#### TO DO:
Scan the material and copy every line in which "page" appears.

>> Start

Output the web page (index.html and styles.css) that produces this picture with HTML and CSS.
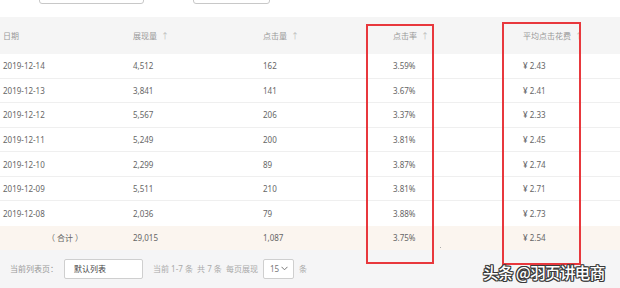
FILE: index.html
```html
<!DOCTYPE html>
<html lang="zh">
<head>
<meta charset="utf-8">
<link rel="stylesheet" href="styles.css">
</head>
<body>
<div class="page">
  <div class="filters">
    <div class="fbox fbox-a"></div>
    <div class="fbox fbox-b"></div>
  </div>
  <div class="table">
    <div class="row head">
      <div class="cell">日期</div>
      <div class="cell">展现量 <span class="arr">↑</span></div>
      <div class="cell">点击量 <span class="arr">↑</span></div>
      <div class="cell">点击率 <span class="arr">↑</span></div>
      <div class="cell">平均点击花费 <span class="arr">↑</span></div>
    </div>
    <div class="row"><div class="cell">2019-12-14</div><div class="cell">4,512</div><div class="cell">162</div><div class="cell">3.59%</div><div class="cell">¥ 2.43</div></div>
    <div class="row"><div class="cell">2019-12-13</div><div class="cell">3,841</div><div class="cell">141</div><div class="cell">3.67%</div><div class="cell">¥ 2.41</div></div>
    <div class="row"><div class="cell">2019-12-12</div><div class="cell">5,567</div><div class="cell">206</div><div class="cell">3.37%</div><div class="cell">¥ 2.33</div></div>
    <div class="row"><div class="cell">2019-12-11</div><div class="cell">5,249</div><div class="cell">200</div><div class="cell">3.81%</div><div class="cell">¥ 2.45</div></div>
    <div class="row"><div class="cell">2019-12-10</div><div class="cell">2,299</div><div class="cell">89</div><div class="cell">3.87%</div><div class="cell">¥ 2.74</div></div>
    <div class="row"><div class="cell">2019-12-09</div><div class="cell">5,511</div><div class="cell">210</div><div class="cell">3.81%</div><div class="cell">¥ 2.71</div></div>
    <div class="row last"><div class="cell">2019-12-08</div><div class="cell">2,036</div><div class="cell">79</div><div class="cell">3.88%</div><div class="cell">¥ 2.73</div></div>
    <div class="row total"><div class="cell center">（ 合计 ）</div><div class="cell">29,015</div><div class="cell">1,087</div><div class="cell">3.75%</div><div class="cell">¥ 2.54</div></div>
  </div>
  <div class="footer">
    <span class="label">当前列表页：</span>
    <div class="input">默认列表</div>
    <span class="info">当前 1-7 条&nbsp;&nbsp;共 7 条&nbsp;&nbsp;每页展现</span>
    <div class="select">15<svg class="chev" width="7" height="5" viewBox="0 0 7 5"><path d="M0.5 0.8 L3.5 3.8 L6.5 0.8" fill="none" stroke="#777" stroke-width="1"/></svg></div>
    <span class="info">条</span>
  </div>
  <div class="mark mark-a"></div>
  <div class="mark mark-b"></div>
  <div class="dot"></div>
  <div class="watermark">头条 @羽页讲电商</div>
</div>
</body>
</html>
```
FILE: styles.css
```css
html, body {
  margin: 0;
  padding: 0;
  background: #ffffff;
}
.page {
  position: relative;
  width: 620px;
  height: 288px;
  overflow: hidden;
  font-family: "Noto Sans", "Noto Sans CJK SC", sans-serif;
  font-size: 8px;
  color: #666;
}
.filters {
  height: 17px;
  display: flex;
  align-items: flex-end;
}
.fbox {
  box-sizing: border-box;
  height: 20px;
  margin-top: -16px;
  align-self: flex-start;
  border: 1px solid #c8c8c8;
  border-radius: 3px;
  background: #fff;
}
.fbox-a { margin-left: 39px; width: 105px; }
.fbox-b { margin-left: 49px; width: 77px; }
.table {
  width: 650px;
}
.row {
  display: grid;
  grid-template-columns: 130px 130px 130px 130px 130px;
  box-sizing: border-box;
  height: 24.57px;
  border-bottom: 1px solid #efefef;
  align-items: center;
}
.row.last { border-bottom: none; }
.cell {
  padding-left: 3px;
  white-space: nowrap;
}
.cell.center { padding-left: 0; text-align: center; }
.head {
  height: 37px;
  background: #f5f5f5;
  color: #999;
  border-bottom: none;
}
.arr { color: #bbb; margin-left: 2px; }
.total {
  height: 24px;
  background: #fbf5ef;
  border-bottom: none;
}
.footer {
  height: 38px;
  background: #f5f5f6;
  display: flex;
  align-items: center;
  padding-left: 10px;
}
.label { color: #999; width: 54px; }
.input {
  box-sizing: border-box;
  width: 79px;
  height: 20px;
  border: 1px solid #cfcfcf;
  border-radius: 2px;
  background: #fff;
  color: #444;
  display: flex;
  align-items: center;
  padding-left: 9px;
  margin-right: 10px;
}
.info { color: #aaa; }
.select {
  box-sizing: border-box;
  width: 31px;
  height: 20px;
  border: 1px solid #cfcfcf;
  border-radius: 2px;
  background: #fff;
  color: #777;
  display: flex;
  align-items: center;
  padding-left: 6px;
  gap: 2px;
  margin: 0 5px 0 5px;
}
.chev { display: block; }
.mark {
  position: absolute;
  box-sizing: border-box;
  border: 2px solid #e8383d;
}
.mark-a { left: 366px; top: 24px; width: 68px; height: 240px; }
.mark-b { left: 502px; top: 22px; width: 79px; height: 243px; }
.dot {
  position: absolute;
  left: 440px;
  top: 247px;
  width: 1px;
  height: 1px;
  background: #aaa;
}
.watermark {
  position: absolute;
  left: 483px;
  top: 261px;
  font-family: "Noto Sans CJK SC", sans-serif;
  font-size: 15.5px;
  font-weight: 500;
  color: #fff;
  letter-spacing: -0.6px;
  text-shadow: 1px 0 0 #3a3a3a, -1px 0 0 #3a3a3a, 0 1px 0 #3a3a3a, 0 -1px 0 #3a3a3a, 1px 1px 0 #3a3a3a, -1px -1px 0 #3a3a3a, 1px -1px 0 #3a3a3a, -1px 1px 0 #3a3a3a;
}
```
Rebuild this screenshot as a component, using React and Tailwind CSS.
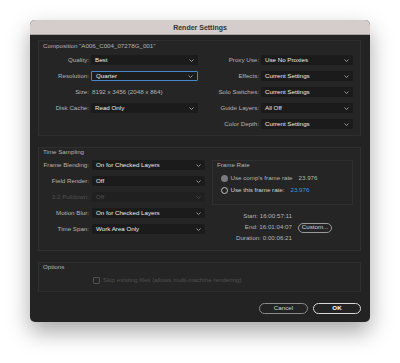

>> End

#### ANSWER TO THIS EXERCISE:
Output the web page (index.html and styles.css) that produces this picture with HTML and CSS.
<div class="page">
.page {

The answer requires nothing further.